- Exercise directions: Find and copy every line in the records that includes the string "Output".

- Exercise input:
________________________________________

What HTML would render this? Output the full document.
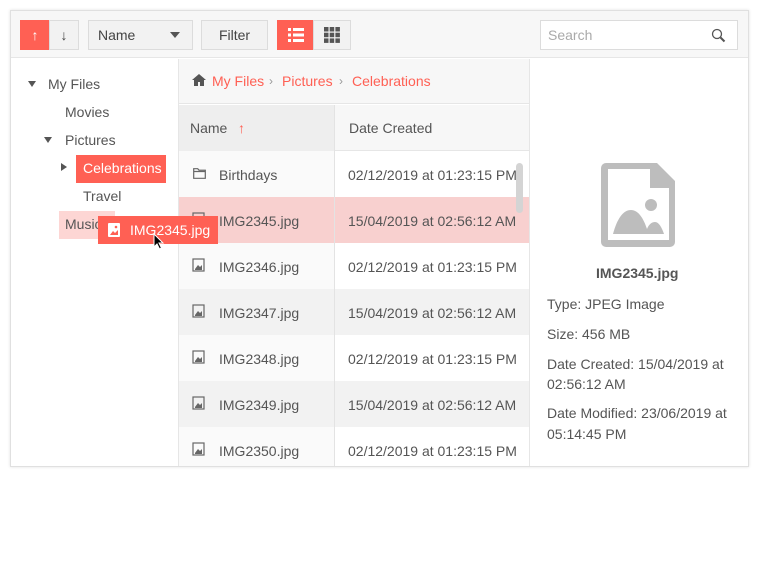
<!DOCTYPE html>
<html><head><meta charset="utf-8"><style>
*{box-sizing:border-box;margin:0;padding:0}
body{width:762px;height:569px;background:#fff;font-family:"Liberation Sans",sans-serif;position:relative;overflow:hidden;color:#555}
.abs{position:absolute}
.frame{left:10px;top:10px;width:739px;height:457px;border:1px solid #e0e0e0;box-shadow:0 0 3px rgba(0,0,0,.12);background:#fff}
.tb{left:11px;top:11px;width:737px;height:47px;background:#f7f7f7;border-bottom:1px solid #e6e6e6}
.btn{position:absolute;top:20px;height:30px;border:1px solid #dcdcdc;background:#f2f2f2;font-size:14px;color:#444;display:flex;align-items:center;justify-content:center}
.t{position:absolute;font-size:14px;white-space:nowrap}
.row{position:absolute;left:179px;width:350px;height:46px}
.row .n{position:absolute;left:40px;top:16px;font-size:14px;color:#555}
.row .d{position:absolute;left:169px;top:16px;font-size:14px;color:#555}
.row .nc{position:absolute;left:0;top:0;width:155px;height:46px}
.ico{position:absolute;left:14px;top:17px}
</style></head><body>
<div class="abs frame"></div>
<div class="abs tb"></div>
<div class="btn" style="left:20px;width:30px;background:#ff6054;border-color:#ff6054;color:#fff">&#8593;</div>
<div class="btn" style="left:49px;width:30px">&#8595;</div>
<div class="btn" style="left:88px;width:105px;justify-content:flex-start;padding-left:9px">Name<span style="position:absolute;right:12px;top:11px;border-left:5px solid transparent;border-right:5px solid transparent;border-top:6px solid #555"></span></div>
<div class="btn" style="left:201px;width:67px">Filter</div>
<div class="btn" style="left:277px;width:37px;background:#ff6054;border-color:#ff6054">
<svg width="16" height="14"><g fill="#fff"><rect x="0" y="0" width="3" height="3"/><rect x="5" y="0" width="11" height="3"/><rect x="0" y="5.5" width="3" height="3"/><rect x="5" y="5.5" width="11" height="3"/><rect x="0" y="11" width="3" height="3"/><rect x="5" y="11" width="11" height="3"/></g></svg></div>
<div class="btn" style="left:313px;width:38px">
<svg width="16" height="16"><g fill="#555"><rect x="0" y="0" width="4.5" height="4.5"/><rect x="5.7" y="0" width="4.5" height="4.5"/><rect x="11.4" y="0" width="4.5" height="4.5"/><rect x="0" y="5.7" width="4.5" height="4.5"/><rect x="5.7" y="5.7" width="4.5" height="4.5"/><rect x="11.4" y="5.7" width="4.5" height="4.5"/><rect x="0" y="11.4" width="4.5" height="4.5"/><rect x="5.7" y="11.4" width="4.5" height="4.5"/><rect x="11.4" y="11.4" width="4.5" height="4.5"/></g></svg></div>
<div class="abs" style="left:540px;top:20px;width:198px;height:30px;border:1px solid #dcdcdc;background:#fff"><span class="t" style="left:7px;top:6px;color:#aaa">Search</span>
<svg class="abs" style="left:170px;top:7px" width="16" height="16"><circle cx="6" cy="6" r="4.5" fill="none" stroke="#555" stroke-width="1.3"/><path d="M9.5 9.5l4 4" stroke="#555" stroke-width="2"/></svg></div>

<div class="abs" style="left:178px;top:59px;width:1px;height:407px;background:#e6e6e6"></div>
<span class="abs" style="left:28px;top:81px;border-left:4px solid transparent;border-right:4px solid transparent;border-top:6px solid #555"></span>
<span class="t" style="left:48px;top:76px">My Files</span>
<span class="t" style="left:65px;top:104px">Movies</span>
<span class="abs" style="left:44px;top:137px;border-left:4px solid transparent;border-right:4px solid transparent;border-top:6px solid #555"></span>
<span class="t" style="left:65px;top:132px">Pictures</span>
<span class="abs" style="left:61px;top:163px;border-top:4px solid transparent;border-bottom:4px solid transparent;border-left:6px solid #555"></span>
<div class="abs" style="left:76px;top:155px;width:90px;height:28px;background:#ff6054"></div>
<span class="t" style="left:83px;top:160px;color:#fff">Celebrations</span>
<span class="t" style="left:83px;top:188px">Travel</span>
<div class="abs" style="left:59px;top:211px;width:56px;height:28px;background:#fdd6d4"></div>
<span class="t" style="left:65px;top:216px">Music</span>

<div class="abs" style="left:179px;top:59px;width:350px;height:45px;background:#f7f7f7;border-bottom:1px solid #e6e6e6"></div>
<svg class="abs" style="left:192px;top:74px" width="14" height="12"><path d="M7 0L0 6h2v6h4V8h2v4h4V6h2z" fill="#555"/></svg>
<span class="t" style="left:212px;top:73px;color:#ff6054">My Files</span>
<span class="t" style="left:269px;top:74px;color:#999;font-size:12px">&#8250;</span>
<span class="t" style="left:282px;top:73px;color:#ff6054">Pictures</span>
<span class="t" style="left:339px;top:74px;color:#999;font-size:12px">&#8250;</span>
<span class="t" style="left:352px;top:73px;color:#ff6054">Celebrations</span>

<div class="abs" style="left:179px;top:105px;width:350px;height:46px;background:#f7f7f7;border-bottom:1px solid #e6e6e6"></div>
<div class="abs" style="left:179px;top:105px;width:155px;height:46px;background:#eee"></div>
<span class="t" style="left:190px;top:120px">Name</span>
<span class="t" style="left:238px;top:120px;color:#ff6054">&#8593;</span>
<span class="t" style="left:349px;top:120px">Date Created</span>

<div class="row" style="top:151px;background:#fff"><div class="nc" style="background:#fafafa"></div>
<svg class="ico" width="13" height="11" style="top:17px"><path d="M.7.7h4l1.3 1.5h6.3v8.1H.7z M.7 3.5h11.6" fill="none" stroke="#666" stroke-width="1.2"/></svg>
<span class="n">Birthdays</span><span class="d">02/12/2019 at 01:23:15 PM</span></div>
<div class="row" style="top:197px;background:#f8d0cf"><span class="n">IMG2345.jpg</span><span class="d">15/04/2019 at 02:56:12 AM</span></div>
<div class="row" style="top:243px;background:#fff"><div class="nc" style="background:#fafafa"></div><span class="n">IMG2346.jpg</span><span class="d">02/12/2019 at 01:23:15 PM</span></div>
<div class="row" style="top:289px;background:#f2f2f2"><span class="n">IMG2347.jpg</span><span class="d">15/04/2019 at 02:56:12 AM</span></div>
<div class="row" style="top:335px;background:#fff"><div class="nc" style="background:#fafafa"></div><span class="n">IMG2348.jpg</span><span class="d">02/12/2019 at 01:23:15 PM</span></div>
<div class="row" style="top:381px;background:#f2f2f2"><span class="n">IMG2349.jpg</span><span class="d">15/04/2019 at 02:56:12 AM</span></div>
<div class="row" style="top:427px;height:39px;background:#fff"><div class="nc" style="background:#fafafa;height:39px"></div><span class="n">IMG2350.jpg</span><span class="d">02/12/2019 at 01:23:15 PM</span></div>
<svg class="abs" width="14" height="300" style="left:192px;top:208px"><g fill="none" stroke="#666" stroke-width="1.2">
<rect x="1" y="5" width="11" height="12"/><rect x="1" y="51" width="11" height="12"/><rect x="1" y="97" width="11" height="12"/><rect x="1" y="143" width="11" height="12"/><rect x="1" y="189" width="11" height="12"/><rect x="1" y="235" width="11" height="12"/></g>
<g fill="#666"><path d="M3 61l3-4 2 2 2-2v5H3z"/><path d="M3 107l3-4 2 2 2-2v5H3z"/><path d="M3 153l3-4 2 2 2-2v5H3z"/><path d="M3 199l3-4 2 2 2-2v5H3z"/><path d="M3 245l3-4 2 2 2-2v5H3z"/></g></svg>
<div class="abs" style="left:334px;top:105px;width:1px;height:361px;background:#e3e3e3"></div>
<div class="abs" style="left:516px;top:163px;width:7px;height:50px;border-radius:4px;background:#d4d4d4"></div>
<div class="abs" style="left:529px;top:59px;width:1px;height:407px;background:#e6e6e6"></div>

<div class="abs" style="left:98px;top:216px;width:120px;height:28px;background:#ff6054"></div>
<svg class="abs" style="left:108px;top:223px" width="12" height="14"><rect x="0" y="0" width="12" height="14" rx="1" fill="#fff"/><path d="M2 12l3-4 2 2 3-3v5z" fill="#ff6054"/><circle cx="8" cy="4" r="1.3" fill="#ff6054"/></svg>
<span class="t" style="left:130px;top:222px;color:#fff">IMG2345.jpg</span>
<svg class="abs" style="left:153px;top:233px" width="12" height="17"><path d="M1 1v13l3-3 2.5 5 2-1-2.5-5h4z" fill="#000" stroke="#fff" stroke-width="1"/></svg>

<svg class="abs" style="left:601px;top:163px" width="74" height="84"><path d="M5 0h51l18 18v61a5 5 0 0 1-5 5H5a5 5 0 0 1-5-5V5a5 5 0 0 1 5-5z" fill="#bdbdbd"/><path d="M7 6h42v19h19v52H7z" fill="#fff"/><circle cx="50" cy="42" r="6" fill="#bdbdbd"/><path d="M12 71c4-15 10-24 18-24s13 10 16 19c2-5 5-7 8-7 4 0 7 6 9 12z" fill="#bdbdbd"/></svg>
<span class="t" style="left:596px;top:265px;font-weight:bold;color:#555;font-size:14px">IMG2345.jpg</span>
<span class="t" style="left:547px;top:296px">Type: JPEG Image</span>
<span class="t" style="left:547px;top:326px">Size: 456 MB</span>
<span class="t" style="left:547px;top:356px">Date Created: 15/04/2019 at</span>
<span class="t" style="left:547px;top:376px">02:56:12 AM</span>
<span class="t" style="left:547px;top:405px">Date Modified: 23/06/2019 at</span>
<span class="t" style="left:547px;top:426px">05:14:45 PM</span>
</body></html>
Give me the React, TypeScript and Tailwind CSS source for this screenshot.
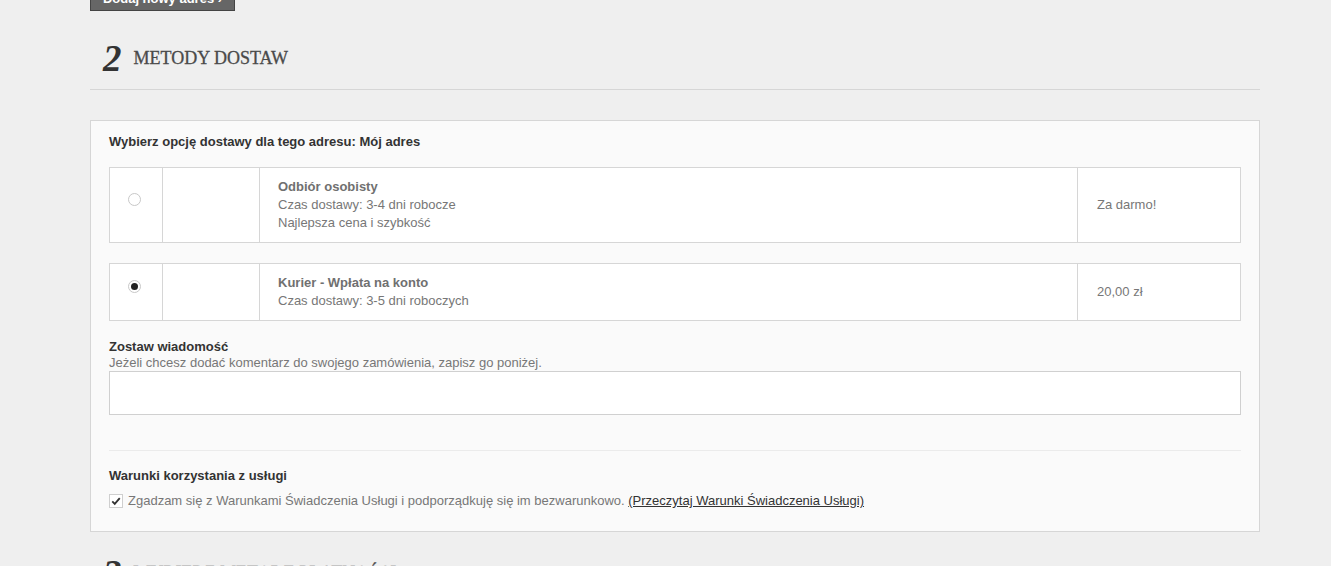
const options = [
  {
    id: "odbior",
    name: "Odbiór osobisty",
    lines: ["Czas dostawy: 3-4 dni robocze", "Najlepsza cena i szybkość"],
    price: "Za darmo!",
    checked: false,
  },
  {
    id: "kurier",
    name: "Kurier - Wpłata na konto",
    lines: ["Czas dostawy: 3-5 dni roboczych"],
    price: "20,00 zł",
    checked: true,
  },
]

function Radio({ checked }: { checked: boolean }) {
  return (
    <span className="mr-[4px] mb-[12px] flex h-[13px] w-[13px] items-center justify-center rounded-full border border-[#c8c8c8] bg-white">
      {checked && <span className="h-[7px] w-[7px] rounded-full bg-[#222]" />}
    </span>
  )
}

function StepHeading({ num, title }: { num: string; title: string }) {
  return (
    <div className="flex items-center gap-[12px] pl-[13px]">
      <span className="font-['Liberation_Serif',serif] text-[37px] leading-[36px] font-bold italic text-[#333]">
        {num}
      </span>
      <span className="mb-[2px] font-['Liberation_Serif',serif] text-[18px] leading-[20px] text-[#4a4a4a] [-webkit-text-stroke:0.3px_#4a4a4a]">
        {title}
      </span>
    </div>
  )
}

export default function App() {
  return (
    <div className="min-h-screen overflow-hidden bg-[#efefef] font-['Liberation_Sans',Arial,sans-serif] text-[13px] text-[#777]">
      <div className="ml-[90px] w-[1170px]">
        <button className="-mt-[20px] flex h-[31px] w-[145px] items-center justify-center border border-[#444] bg-[#666] pt-[7px] text-[13px] font-bold text-white">
          Dodaj nowy adres ›
        </button>

        <div className="border-b border-[#d6d6d6] pt-[30px] pb-[12px]">
          <StepHeading num="2" title="METODY DOSTAW" />
        </div>

        <div className="mt-[30px] border border-[#d6d6d6] bg-[#fafafa] px-[18px] pt-[12px] pb-[21px]">
          <p className="leading-[18px] font-bold text-[#333]">Wybierz opcję dostawy dla tego adresu: Mój adres</p>

          <div className="mt-[16px] flex flex-col gap-[20px]">
            {options.map((o) => (
              <div key={o.id} className="flex divide-x divide-[#d6d6d6] border border-[#d6d6d6] bg-white">
                <div className="flex w-[53px] shrink-0 items-center justify-center">
                  <Radio checked={o.checked} />
                </div>
                <div className="w-[97px] shrink-0" />
                <div className="flex-1 py-[10px] pl-[18px] leading-[18px]">
                  <p className="font-bold text-[#707070]">{o.name}</p>
                  {o.lines.map((l) => (
                    <p key={l}>{l}</p>
                  ))}
                </div>
                <div className="flex w-[162px] shrink-0 items-center pl-[19px]">{o.price}</div>
              </div>
            ))}
          </div>

          <div className="mt-[18px] leading-[16px]">
            <p className="font-bold text-[#333]">Zostaw wiadomość</p>
            <p>Jeżeli chcesz dodać komentarz do swojego zamówienia, zapisz go poniżej.</p>
          </div>
          <textarea className="block h-[44px] w-full resize-none border border-[#d0d0d0] bg-white outline-none" />

          <div className="mt-[35px] border-t border-[#ebebeb]" />

          <p className="mt-[16px] leading-[18px] font-bold text-[#333]">Warunki korzystania z usługi</p>
          <label className="mt-[7px] flex items-center gap-[5px] leading-[18px]">
            <span className="flex h-[14px] w-[14px] items-center justify-center border border-[#cfcfcf] bg-white">
              <svg viewBox="0 0 12 12" className="h-[10px] w-[10px]">
                <path d="M1.5 6.5 L4.5 9.5 L10.5 2.5" fill="none" stroke="#333" strokeWidth="2.2" />
              </svg>
            </span>
            <span>
              Zgadzam się z Warunkami Świadczenia Usługi i podporządkuję się im bezwarunkowo.{" "}
              <a className="text-[#333] underline">(Przeczytaj Warunki Świadczenia Usługi)</a>
            </span>
          </label>
        </div>

        <div className="pt-[24px]">
          <StepHeading num="3" title="WYBIERZ METODĘ PŁATNOŚCI" />
        </div>
      </div>
    </div>
  )
}
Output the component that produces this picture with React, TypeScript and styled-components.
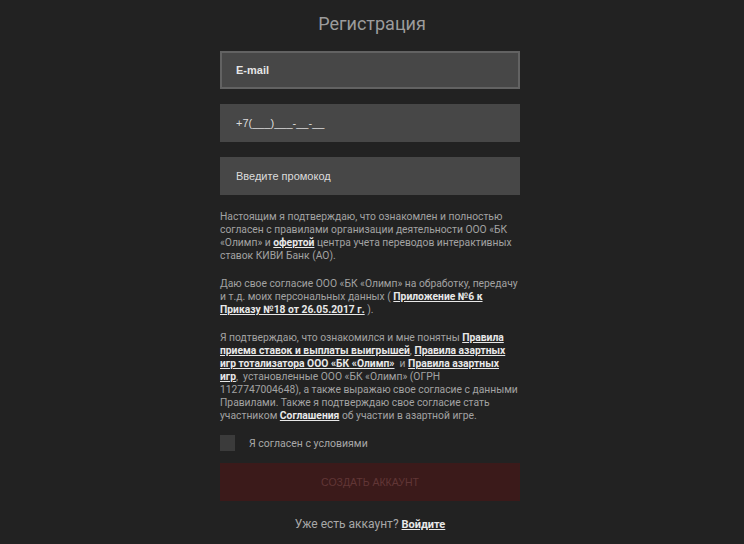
import React from "react";
import styled, { createGlobalStyle } from "styled-components";

const Global = createGlobalStyle`
  html, body { margin: 0; padding: 0; background: #222222; }
  body { font-family: Roboto, "Liberation Sans", Arial, sans-serif; }
  * { box-sizing: border-box; }
`;

const Page = styled.div`
  width: 744px;
  height: 544px;
  background: #222222;
  display: flex;
  flex-direction: column;
  align-items: center;
  overflow: hidden;
`;

const Title = styled.h1`
  margin: 11px 0 0;
  height: 26px;
  font-family: Roboto, "Liberation Sans", sans-serif;
  font-weight: 400;
  font-size: 18px;
  line-height: 26px;
  color: #9c9c9c;
`;

const Form = styled.div`
  width: 300px;
  margin-top: 14px;
  margin-right: 4px;
  display: flex;
  flex-direction: column;
`;

const Field = styled.div<{ $focused?: boolean }>`
  height: 38px;
  background: #474747;
  border: 2px solid ${(p) => (p.$focused ? "#626262" : "#474747")};
  display: flex;
  align-items: center;
  padding-left: 14px;
  margin-bottom: 15px;
  font-family: "Liberation Sans", Arial, sans-serif;
  font-size: 11px;
  font-weight: ${(p) => (p.$focused ? 700 : 400)};
  color: ${(p) => (p.$focused ? "#e6e6e6" : "#dcdcdc")};
`;

const Terms = styled.div`
  padding-right: 2px;
  font-family: Roboto, "Liberation Sans", sans-serif;
  font-size: 10.3px;
  line-height: 13px;
  color: #a3a3a3;
`;

const Para = styled.p`
  margin: 0 0 15px;
  &:last-child { margin-bottom: 0; }
`;

const Link = styled.a`
  color: #e8e8e8;
  font-weight: 700;
  text-decoration: underline;
`;

const CheckRow = styled.label`
  display: flex;
  align-items: center;
  gap: 14px;
  margin-top: 13px;
  height: 16px;
  font-family: Roboto, "Liberation Sans", sans-serif;
  font-size: 10.5px;
  color: #a8a8a8;
`;

const Box = styled.span`
  width: 15px;
  height: 16px;
  background: #3b3b3b;
`;

const Submit = styled.button`
  margin-top: 12px;
  height: 38px;
  width: 100%;
  border: none;
  background: #3b1a1a;
  color: #613636;
  font-family: "Liberation Sans", Arial, sans-serif;
  font-size: 10.5px;
  text-transform: uppercase;
  cursor: default;
`;

const Footer = styled.div`
  margin-top: 16px;
  text-align: center;
  font-family: Roboto, "Liberation Sans", sans-serif;
  font-size: 12px;
  color: #a8a8a8;
`;

const FooterLink = styled.a`
  color: #e8e8e8;
  font-size: 11px;
  font-weight: 700;
  text-decoration: underline;
`;

export default function App() {
  return (
    <Page>
      <Global />
      <Title>Регистрация</Title>
      <Form>
        <Field $focused>E-mail</Field>
        <Field>+7(___)___-__-__</Field>
        <Field>Введите промокод</Field>
        <Terms>
          <Para>
            Настоящим я подтверждаю, что ознакомлен и полностью согласен с правилами организации деятельности ООО «БК «Олимп» и <Link>офертой</Link> центра учета переводов интерактивных ставок КИВИ Банк (АО).
          </Para>
          <Para>
            Даю свое согласие ООО «БК «Олимп» на обработку, передачу и т.д. моих персональных данных ( <Link>Приложение №6 к Приказу №18 от 26.05.2017 г.</Link> ).
          </Para>
          <Para>
            Я подтверждаю, что ознакомился и мне понятны <Link>Правила приема ставок и выплаты выигрышей</Link>, <Link>Правила азартных игр тотализатора ООО «БК «Олимп»</Link> &nbsp;и <Link>Правила азартных игр</Link>, &nbsp;установленные ООО «БК «Олимп» (ОГРН 1127747004648), а также выражаю свое согласие с данными Правилами. Также я подтверждаю свое согласие стать участником <Link>Соглашения</Link> об участии в азартной игре.
          </Para>
        </Terms>
        <CheckRow>
          <Box />
          Я согласен с условиями
        </CheckRow>
        <Submit>Создать аккаунт</Submit>
        <Footer>
          Уже есть аккаунт? <FooterLink>Войдите</FooterLink>
        </Footer>
      </Form>
    </Page>
  );
}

________________________________________

- Task result:
What HTML would render this? Output the full document.
Output the component that produces this picture with React, TypeScript and styled-components.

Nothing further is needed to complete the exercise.